States dominated by Republican leadership are pushing bills that would decimate public sector unions (which now account for the majority of total US union membership) including Wisconsin, Iowa, Arizona, Florida, New Jersey, Tennessee, Pennsylvania, South Carolina, and Texas.
Among the legislative methods meant to achieve this are: outlawing or limiting the automatic dues-check off; requiring individual permission be gained for using union dues for political purposes; and by requiring regular re-certification elections. Several states are also pushing laws that would mandate secret ballot-style elections for union certification, rather than card drives, the prevailing custom.
Meanwhile, in states dominated by the Democratic Party, attacks on workers' rights are being directly linked to wage-cutting.

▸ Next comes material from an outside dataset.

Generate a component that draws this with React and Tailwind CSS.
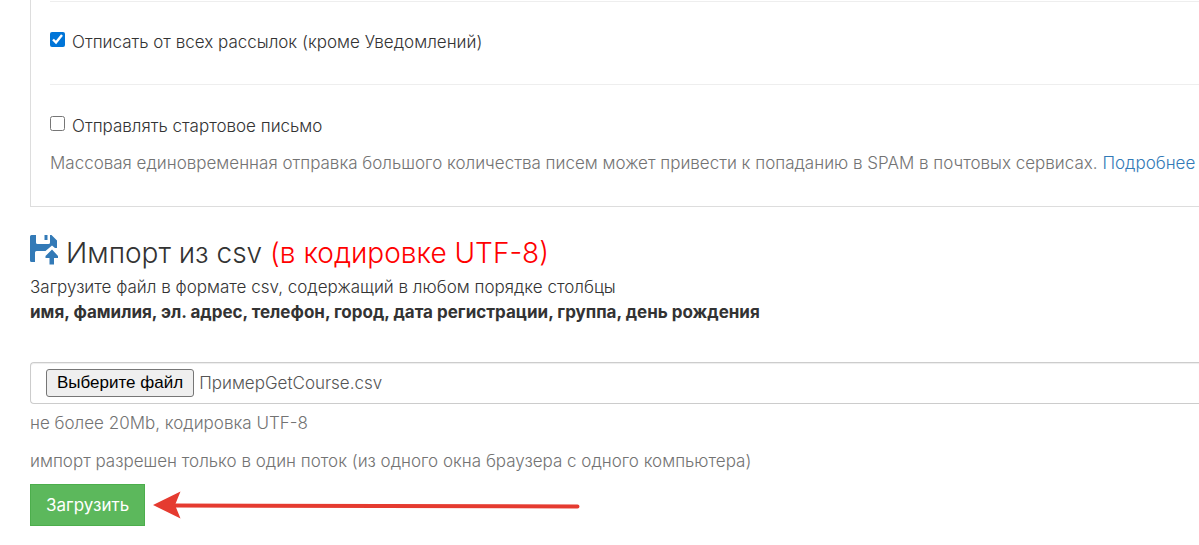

In Connecticut a pending House bill would outlaw any wage increase awards in binding arbitration whenever unemployment in the state exceeds seven percent. A second bill would limit binding arbitration wage-increase awards to no more than the Consumer Price Index. (Binding arbitration occurs when workers and employers reach an impasse in negotiations, at which point a federal or state mediator may dictate a settlement.)
Hawaii's Senate has passed a bill out of committee that "makes employer contributions to the employer-union health benefits trust fund non-negotiable under collective bargaining." A number of other bills are circulating in its House and Senate that would increase worker contributions to health care and pensions, and another passed out of House committee that would eliminate Medicare Plan B reimbursements for retired government workers and their spouses.
A number of state legislatures, including New York and Illinois -- both dominated by Democrats -- are advancing bills that would force arbitration panels to limit awards to workers based on "the ability of a public employer to pay an award," according to the language used in the New York bill. The bill, versions of which are active in Albany in both the House and Senate, would force arbitrators to give this factor the highest priority in making decisions. Its transparent purpose is to give all levels of government, from the state to the schools, the ability to force dramatic pay cuts by claiming financial duress.
A similar measure being advanced in Republican-controlled Michigan would allow workers' contracts to be torn up in government units that have gone into bankruptcy or receivership.
A bill pending in Washington's legislature, also controlled by Democrats, "Amends the Constitution to allow salary reductions for public officials during an economic crisis."